((

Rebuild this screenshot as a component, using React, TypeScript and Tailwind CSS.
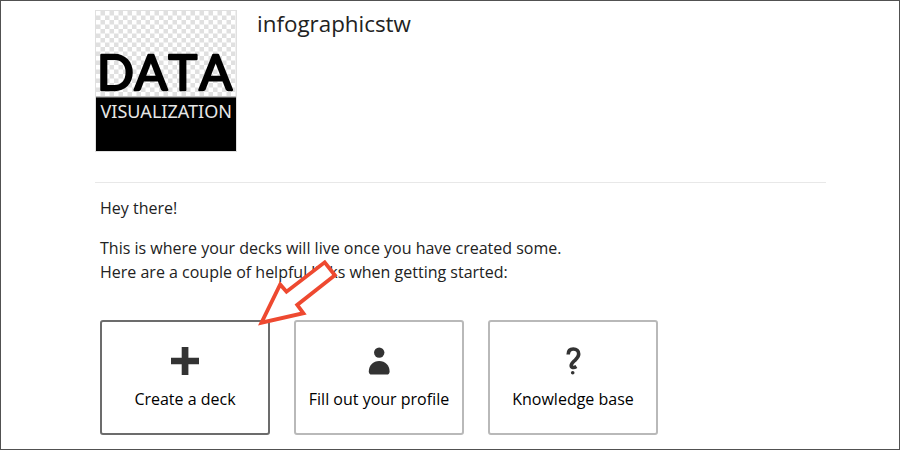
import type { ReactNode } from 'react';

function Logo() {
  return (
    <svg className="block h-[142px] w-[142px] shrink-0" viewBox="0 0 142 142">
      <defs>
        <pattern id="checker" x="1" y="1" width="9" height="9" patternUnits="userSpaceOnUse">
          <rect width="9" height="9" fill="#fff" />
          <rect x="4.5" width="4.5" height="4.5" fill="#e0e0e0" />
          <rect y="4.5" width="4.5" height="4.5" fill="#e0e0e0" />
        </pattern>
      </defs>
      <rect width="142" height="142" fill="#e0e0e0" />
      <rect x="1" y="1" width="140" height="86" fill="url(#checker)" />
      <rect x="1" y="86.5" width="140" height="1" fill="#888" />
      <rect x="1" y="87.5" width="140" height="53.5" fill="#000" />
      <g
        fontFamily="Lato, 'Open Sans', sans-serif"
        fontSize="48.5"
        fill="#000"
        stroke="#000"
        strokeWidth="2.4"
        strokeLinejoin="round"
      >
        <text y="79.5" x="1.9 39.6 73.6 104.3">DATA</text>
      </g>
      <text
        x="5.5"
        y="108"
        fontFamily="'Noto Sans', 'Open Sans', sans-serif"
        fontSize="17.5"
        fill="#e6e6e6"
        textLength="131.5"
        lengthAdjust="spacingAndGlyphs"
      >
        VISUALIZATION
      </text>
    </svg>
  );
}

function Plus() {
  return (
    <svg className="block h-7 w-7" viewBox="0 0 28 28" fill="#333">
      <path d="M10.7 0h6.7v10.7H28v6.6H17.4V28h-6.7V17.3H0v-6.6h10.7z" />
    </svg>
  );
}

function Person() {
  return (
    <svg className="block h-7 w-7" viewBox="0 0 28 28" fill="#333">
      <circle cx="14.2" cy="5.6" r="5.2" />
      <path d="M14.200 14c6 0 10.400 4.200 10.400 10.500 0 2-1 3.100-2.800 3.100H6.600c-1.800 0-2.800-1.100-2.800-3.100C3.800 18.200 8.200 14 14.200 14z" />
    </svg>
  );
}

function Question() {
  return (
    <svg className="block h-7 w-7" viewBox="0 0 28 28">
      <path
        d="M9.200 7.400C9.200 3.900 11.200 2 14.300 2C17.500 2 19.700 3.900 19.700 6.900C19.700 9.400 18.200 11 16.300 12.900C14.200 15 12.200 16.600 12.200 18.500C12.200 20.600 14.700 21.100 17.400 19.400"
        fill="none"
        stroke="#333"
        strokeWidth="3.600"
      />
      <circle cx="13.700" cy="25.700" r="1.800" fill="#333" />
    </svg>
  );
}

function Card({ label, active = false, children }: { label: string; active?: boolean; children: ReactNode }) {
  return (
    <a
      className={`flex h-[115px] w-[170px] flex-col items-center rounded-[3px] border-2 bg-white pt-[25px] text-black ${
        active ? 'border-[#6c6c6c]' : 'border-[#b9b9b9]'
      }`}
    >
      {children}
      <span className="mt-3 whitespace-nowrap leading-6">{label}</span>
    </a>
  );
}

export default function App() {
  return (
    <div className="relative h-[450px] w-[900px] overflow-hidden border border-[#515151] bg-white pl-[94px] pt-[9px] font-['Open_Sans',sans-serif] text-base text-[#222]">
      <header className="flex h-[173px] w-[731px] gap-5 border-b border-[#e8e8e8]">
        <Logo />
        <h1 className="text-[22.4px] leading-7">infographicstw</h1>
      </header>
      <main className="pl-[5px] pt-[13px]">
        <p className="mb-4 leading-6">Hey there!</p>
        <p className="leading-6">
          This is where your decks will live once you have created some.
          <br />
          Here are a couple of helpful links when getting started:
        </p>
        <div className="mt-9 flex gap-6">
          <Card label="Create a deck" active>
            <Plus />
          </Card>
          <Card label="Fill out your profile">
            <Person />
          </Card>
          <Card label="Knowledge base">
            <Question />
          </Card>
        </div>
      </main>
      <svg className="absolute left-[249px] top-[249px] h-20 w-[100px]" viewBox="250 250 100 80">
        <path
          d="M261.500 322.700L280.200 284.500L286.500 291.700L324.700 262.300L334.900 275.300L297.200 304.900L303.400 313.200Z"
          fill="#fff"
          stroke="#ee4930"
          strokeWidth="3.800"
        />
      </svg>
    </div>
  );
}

))

- **Work to complete**
Restate the full listing verbatim and drop every picture.

- **Full output**
Rebuild this screenshot as a component, using React, TypeScript and Tailwind CSS.
import type { ReactNode } from 'react';

function Logo() {
  return (
    <svg className="block h-[142px] w-[142px] shrink-0" viewBox="0 0 142 142">
      <defs>
        <pattern id="checker" x="1" y="1" width="9" height="9" patternUnits="userSpaceOnUse">
          <rect width="9" height="9" fill="#fff" />
          <rect x="4.5" width="4.5" height="4.5" fill="#e0e0e0" />
          <rect y="4.5" width="4.5" height="4.5" fill="#e0e0e0" />
        </pattern>
      </defs>
      <rect width="142" height="142" fill="#e0e0e0" />
      <rect x="1" y="1" width="140" height="86" fill="url(#checker)" />
      <rect x="1" y="86.5" width="140" height="1" fill="#888" />
      <rect x="1" y="87.5" width="140" height="53.5" fill="#000" />
      <g
        fontFamily="Lato, 'Open Sans', sans-serif"
        fontSize="48.5"
        fill="#000"
        stroke="#000"
        strokeWidth="2.4"
        strokeLinejoin="round"
      >
        <text y="79.5" x="1.9 39.6 73.6 104.3">DATA</text>
      </g>
      <text
        x="5.5"
        y="108"
        fontFamily="'Noto Sans', 'Open Sans', sans-serif"
        fontSize="17.5"
        fill="#e6e6e6"
        textLength="131.5"
        lengthAdjust="spacingAndGlyphs"
      >
        VISUALIZATION
      </text>
    </svg>
  );
}

function Plus() {
  return (
    <svg className="block h-7 w-7" viewBox="0 0 28 28" fill="#333">
      <path d="M10.7 0h6.7v10.7H28v6.6H17.4V28h-6.7V17.3H0v-6.6h10.7z" />
    </svg>
  );
}

function Person() {
  return (
    <svg className="block h-7 w-7" viewBox="0 0 28 28" fill="#333">
      <circle cx="14.2" cy="5.6" r="5.2" />
      <path d="M14.200 14c6 0 10.400 4.200 10.400 10.500 0 2-1 3.100-2.800 3.100H6.600c-1.800 0-2.800-1.100-2.800-3.100C3.800 18.200 8.200 14 14.200 14z" />
    </svg>
  );
}

function Question() {
  return (
    <svg className="block h-7 w-7" viewBox="0 0 28 28">
      <path
        d="M9.200 7.400C9.200 3.900 11.200 2 14.300 2C17.500 2 19.700 3.900 19.700 6.900C19.700 9.400 18.200 11 16.300 12.900C14.200 15 12.200 16.600 12.200 18.500C12.200 20.600 14.700 21.100 17.400 19.400"
        fill="none"
        stroke="#333"
        strokeWidth="3.600"
      />
      <circle cx="13.700" cy="25.700" r="1.800" fill="#333" />
    </svg>
  );
}

function Card({ label, active = false, children }: { label: string; active?: boolean; children: ReactNode }) {
  return (
    <a
      className={`flex h-[115px] w-[170px] flex-col items-center rounded-[3px] border-2 bg-white pt-[25px] text-black ${
        active ? 'border-[#6c6c6c]' : 'border-[#b9b9b9]'
      }`}
    >
      {children}
      <span className="mt-3 whitespace-nowrap leading-6">{label}</span>
    </a>
  );
}

export default function App() {
  return (
    <div className="relative h-[450px] w-[900px] overflow-hidden border border-[#515151] bg-white pl-[94px] pt-[9px] font-['Open_Sans',sans-serif] text-base text-[#222]">
      <header className="flex h-[173px] w-[731px] gap-5 border-b border-[#e8e8e8]">
        <Logo />
        <h1 className="text-[22.4px] leading-7">infographicstw</h1>
      </header>
      <main className="pl-[5px] pt-[13px]">
        <p className="mb-4 leading-6">Hey there!</p>
        <p className="leading-6">
          This is where your decks will live once you have created some.
          <br />
          Here are a couple of helpful links when getting started:
        </p>
        <div className="mt-9 flex gap-6">
          <Card label="Create a deck" active>
            <Plus />
          </Card>
          <Card label="Fill out your profile">
            <Person />
          </Card>
          <Card label="Knowledge base">
            <Question />
          </Card>
        </div>
      </main>
      <svg className="absolute left-[249px] top-[249px] h-20 w-[100px]" viewBox="250 250 100 80">
        <path
          d="M261.500 322.700L280.200 284.500L286.500 291.700L324.700 262.300L334.900 275.300L297.200 304.900L303.400 313.200Z"
          fill="#fff"
          stroke="#ee4930"
          strokeWidth="3.800"
        />
      </svg>
    </div>
  );
}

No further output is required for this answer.